Another trend is job hopping or career change. “The notion of continual career switches is repeated in particular by career-management experts, whose jobs involve spending a lot of time with occupation switchers. ‘Based on my experience, I believe the typical person has six to seven careers, and the number is growing,’ says Jeff Neil, a New York City career counselor, in an email.” (WSJ, 9-4-10). If you spend what amounts to a lifetime in one career (if that is only five to ten years in real time), then a change is not all that strange.
Is the high rate of marriage, divorce and re-marriage related to this fast pace? I think the case could be made. The same holds true for educational program changes, moving from house to house, state to state, or even country to country. Changes of clothes, hairstyles, appearances, cars, gadgets, favorite games, rock stars, sports heroes, etc. all figure into living virtually longer lives.
The questions seem interminable.
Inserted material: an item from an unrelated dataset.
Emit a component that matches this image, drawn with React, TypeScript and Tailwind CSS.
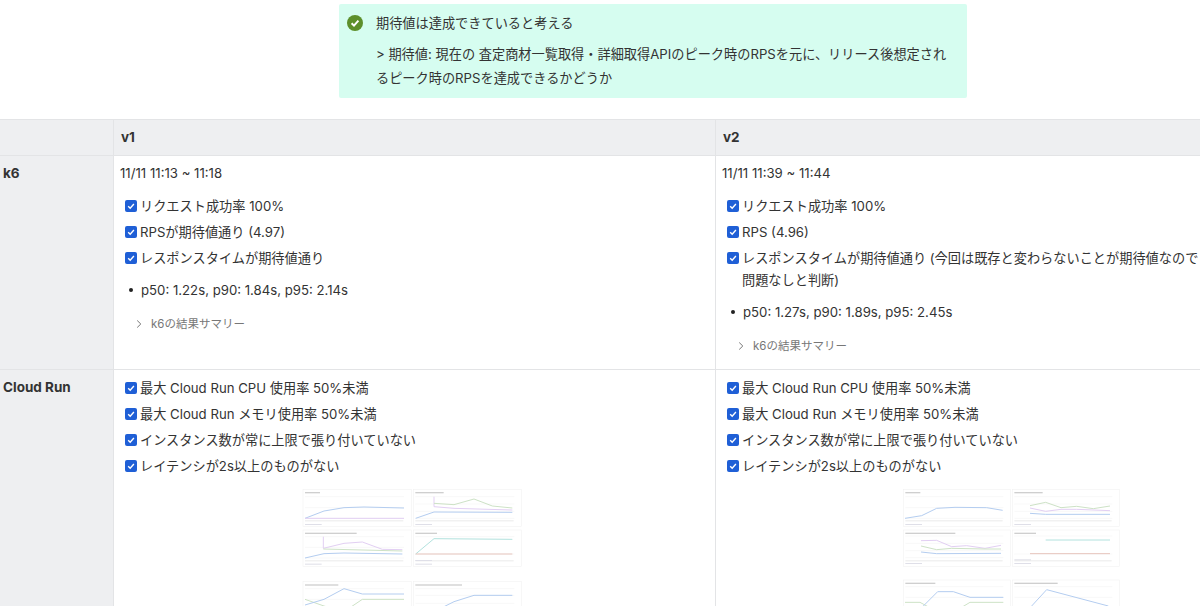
import type { ReactNode } from "react"

const font = { fontFamily: 'Inter, "Noto Sans CJK JP", sans-serif' }

type Line = { points: string; color: string; width?: number }
type Panel = { x: number; y: number; w: number; h: number; titleW: number; grid: number[]; lines: Line[]; legend: number[] }

const BLUE = "#b4cdf0"
const GREEN = "#cde2c6"
const PURPLE = "#e2cff3"
const TEAL = "#b2e2de"
const RED = "#e6c4bc"

const leftPanels: Panel[] = [
  { x: 27, y: 28, w: 325, h: 112, titleW: 45, grid: [50, 83, 115], legend: [133], lines: [
    { points: "33,115 90,93 150,83 210,81 330,84", color: BLUE },
    { points: "33,115 330,115", color: PURPLE },
  ] },
  { x: 358, y: 28, w: 325, h: 112, titleW: 85, grid: [50, 72, 94, 115], legend: [133], lines: [
    { points: "420,50 420,80 480,85 655,90", color: PURPLE },
    { points: "420,70 480,74 540,57 595,78 655,84", color: GREEN },
    { points: "365,115 420,96 655,97", color: BLUE },
  ] },
  { x: 27, y: 150, w: 325, h: 110, titleW: 155, grid: [170, 202, 234], legend: [252], lines: [
    { points: "88,170 88,205 150,190 205,186 265,208 325,209", color: PURPLE },
    { points: "88,207 325,213", color: GREEN },
    { points: "33,234 90,221 150,219 325,222", color: BLUE },
  ] },
  { x: 358, y: 150, w: 325, h: 110, titleW: 65, grid: [170, 222], legend: [241, 252], lines: [
    { points: "365,222 420,176 655,178", color: TEAL },
    { points: "365,222 655,222", color: RED, width: 3 },
  ] },
  { x: 27, y: 305, w: 325, h: 90, titleW: 100, grid: [326, 358], legend: [], lines: [
    { points: "33,358 90,378 150,395 205,358 330,358", color: GREEN },
    { points: "33,375 90,358 150,326 205,342 330,342", color: BLUE },
  ] },
  { x: 358, y: 305, w: 325, h: 90, titleW: 140, grid: [326, 346, 370], legend: [], lines: [
    { points: "420,395 480,365 540,346 655,346", color: BLUE },
  ] },
]

const rightPanels: Panel[] = [
  { x: 25, y: 28, w: 322, h: 112, titleW: 45, grid: [50, 83, 115], legend: [133], lines: [
    { points: "30,115 80,107 125,85 180,82 275,83 323,91", color: BLUE },
  ] },
  { x: 352, y: 28, w: 322, h: 112, titleW: 85, grid: [50, 72, 94, 115], legend: [133], lines: [
    { points: "405,77 452,67 498,83 545,79 595,86 645,78", color: GREEN },
    { points: "405,84 452,94 498,88 545,88 645,92", color: PURPLE },
    { points: "405,100 452,103 645,103", color: BLUE },
  ] },
  { x: 25, y: 150, w: 322, h: 110, titleW: 150, grid: [168, 190, 212, 233], legend: [250], lines: [
    { points: "78,182 125,181 170,200 215,197 270,205 318,196", color: PURPLE },
    { points: "78,198 125,209 170,205 270,207 318,207", color: GREEN },
    { points: "78,216 125,221 318,220", color: BLUE },
  ] },
  { x: 352, y: 150, w: 322, h: 110, titleW: 65, grid: [168, 222], legend: [239, 250], lines: [
    { points: "452,180 645,180", color: TEAL },
    { points: "405,221 645,221", color: RED, width: 3 },
  ] },
  { x: 25, y: 300, w: 322, h: 95, titleW: 90, grid: [320, 352], legend: [], lines: [
    { points: "30,367 75,367 108,385 195,385 225,367 325,367", color: GREEN },
    { points: "85,378 128,335 175,335 225,352 325,352", color: BLUE },
  ] },
  { x: 352, y: 300, w: 322, h: 95, titleW: 130, grid: [320, 352], legend: [], lines: [
    { points: "410,378 455,329 640,378", color: BLUE },
  ] },
]

// dashboard thumbnail, too small to read in the picture
function Dashboard({ panels }: { panels: Panel[] }) {
  return (
    <svg viewBox="24 24 660 354" width={220} height={118} className="block blur-[0.5px]">
      {panels.map((p, i) => (
        <g key={i}>
          <rect x={p.x} y={p.y} width={p.w} height={p.h} fill="#fff" stroke="#f0f0f0" strokeWidth={1.5} />
          <rect x={p.x + 6} y={p.y + 8} width={p.titleW} height={4} fill="#cfcfcf" />
          {p.grid.map((g) => (
            <line key={g} x1={p.x + 6} x2={p.x + p.w - 22} y1={g} y2={g} stroke="#f0f0f0" strokeWidth={1.5} />
          ))}
          {p.lines.map((l, j) => (
            <polyline key={j} points={l.points} fill="none" stroke={l.color} strokeWidth={l.width ?? 3} />
          ))}
          {p.h > 100 && <rect x={p.x + 6} y={p.y + p.h - 19} width={p.w - 30} height={3} fill="#ebebeb" />}
          {p.legend.map((y) => (
            <rect key={y} x={p.x + 6} y={y - 1} width={50} height={3} fill="#dfdfe8" />
          ))}
        </g>
      ))}
    </svg>
  )
}

function CheckItem({ children }: { children: ReactNode }) {
  return (
    <li className="flex py-[2px]">
      <span className="mt-[5px] mr-[3px] flex h-[12px] w-[12px] shrink-0 items-center justify-center rounded-[2px] bg-[#1f5fd6]">
        <svg viewBox="0 0 12 12" className="h-[12px] w-[12px]">
          <path d="M3.2 6.2 5.2 8.2 8.9 4" fill="none" stroke="#fff" strokeWidth={1.4} />
        </svg>
      </span>
      <span>{children}</span>
    </li>
  )
}

function Bullet({ children }: { children: ReactNode }) {
  return (
    <div className="mt-[8px] flex items-center">
      <span className="mr-[8px] ml-[9px] h-[4px] w-[4px] rounded-full bg-[#222]" />
      <span>{children}</span>
    </div>
  )
}

function Summary() {
  return (
    <div className="mt-[11.5px] flex items-center pl-[13px] text-[11.5px] text-[#777]">
      <svg viewBox="0 0 12 12" className="mr-[6px] h-[12px] w-[12px]">
        <path d="M4.2 2.5 7.8 6 4.2 9.5" fill="none" stroke="#777" strokeWidth={1} />
      </svg>
      k6の結果サマリー
    </div>
  )
}

const cloudRunChecks = [
  "最大 Cloud Run CPU 使用率 50%未満",
  "最大 Cloud Run メモリ使用率 50%未満",
  "インスタンス数が常に上限で張り付いていない",
  "レイテンシが2s以上のものがない",
]

function CloudRunCell({ panels, last }: { panels: Panel[]; last?: boolean }) {
  return (
    <div className={last ? "pt-[4.5px] pl-[11px]" : "border-r border-[#e3e4e6] pt-[4.5px] pl-[11px]"}>
      <ul>
        {cloudRunChecks.map((c) => (
          <CheckItem key={c}>{c}</CheckItem>
        ))}
      </ul>
      <div className={last ? "mt-[9px] ml-[176px]" : "mt-[9px] ml-[177px]"}>
        <Dashboard panels={panels} />
      </div>
    </div>
  )
}

export default function App() {
  return (
    <div style={font} className="h-[606px] w-[1200px] overflow-hidden bg-white text-[13.2px] leading-[22px] text-[#333]">
      <div className="pt-[4px] pl-[339px]">
        <div className="h-[94px] w-[628px] rounded-[2px] bg-[#d6fdf0] pt-[8px] pr-[18px] pl-[8px]">
          <div className="flex items-center">
            <svg viewBox="0 0 16 16" className="h-[16px] w-[16px]">
              <circle cx="8" cy="8" r="8" fill="#5d8f2b" />
              <path d="M4.6 8.2 7 10.6 11.4 5.6" fill="none" stroke="#fff" strokeWidth={2} />
            </svg>
            <span className="ml-[13px]">期待値は達成できていると考える</span>
          </div>
          <p className="mt-[9px] pl-[29px] leading-[23.5px]">
            &gt; 期待値: 現在の 査定商材一覧取得・詳細取得APIのピーク時のRPSを元に、リリース後想定されるピーク時のRPSを達成できるかどうか
          </p>
        </div>
      </div>

      <div className="mt-[21px] grid grid-cols-[114px_602px_484px] grid-rows-[36px_214px_1fr] border-t border-[#e3e4e6]">
        <div className="border-r border-b border-[#e3e4e6] bg-[#eeeff1]" />
        <div className="flex items-center border-r border-b border-[#e3e4e6] bg-[#eeeff1] pb-[2px] pl-[7px] text-[13.5px] font-bold">v1</div>
        <div className="flex items-center border-b border-[#e3e4e6] bg-[#eeeff1] pb-[2px] pl-[7px] text-[13.5px] font-bold">v2</div>

        <div className="border-r border-b border-[#e3e4e6] bg-[#eeeff1] pt-[6px] pl-[3px] text-[13.5px] font-bold">k6</div>
        <div className="border-r border-b border-[#e3e4e6] pt-[6px] pl-[6px]">
          <div>11/11 11:13 ~ 11:18</div>
          <ul className="mt-[9px] ml-[5px]">
            <CheckItem>リクエスト成功率 100%</CheckItem>
            <CheckItem>RPSが期待値通り (4.97)</CheckItem>
            <CheckItem>レスポンスタイムが期待値通り</CheckItem>
          </ul>
          <Bullet>p50: 1.22s, p90: 1.84s, p95: 2.14s</Bullet>
          <Summary />
        </div>
        <div className="border-b border-[#e3e4e6] pt-[6px] pl-[6px]">
          <div>11/11 11:39 ~ 11:44</div>
          <ul className="mt-[9px] ml-[5px]">
            <CheckItem>リクエスト成功率 100%</CheckItem>
            <CheckItem>RPS (4.96)</CheckItem>
            <CheckItem>レスポンスタイムが期待値通り (今回は既存と変わらないことが期待値なので問題なしと判断)</CheckItem>
          </ul>
          <Bullet>p50: 1.27s, p90: 1.89s, p95: 2.45s</Bullet>
          <Summary />
        </div>

        <div className="border-r border-[#e3e4e6] bg-[#eeeff1] pt-[6px] pl-[3px] text-[13.5px] font-bold">Cloud Run</div>
        <CloudRunCell panels={leftPanels} />
        <CloudRunCell panels={rightPanels} last />
      </div>
    </div>
  )
}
Is there as much depth as there is breadth and length to life today? Are we a culture that is the proverbial “mile wide and an inch deep?” Are we aging horizontally but remain adolescent in our vertical growth? Furthermore, is aging uniform across the spectrum of individual personalogical components or do we age in an imbalanced way? Can we age intellectually but lag behind socially?
Meta-technology is simply the technology of the technology. Technological advancement has changed us in such profound ways that the culture has not yet assessed the impact and perhaps will not be able to gauge the change for generations to come. Marshall McLuhan, the media guru was asked whether the medium is still the message. His reply was that we have gone from technology as something we do to technology as something we are. At some point, we do have to understand what has and is happening to us as a whole. If we don’t, we may destroy ourselves.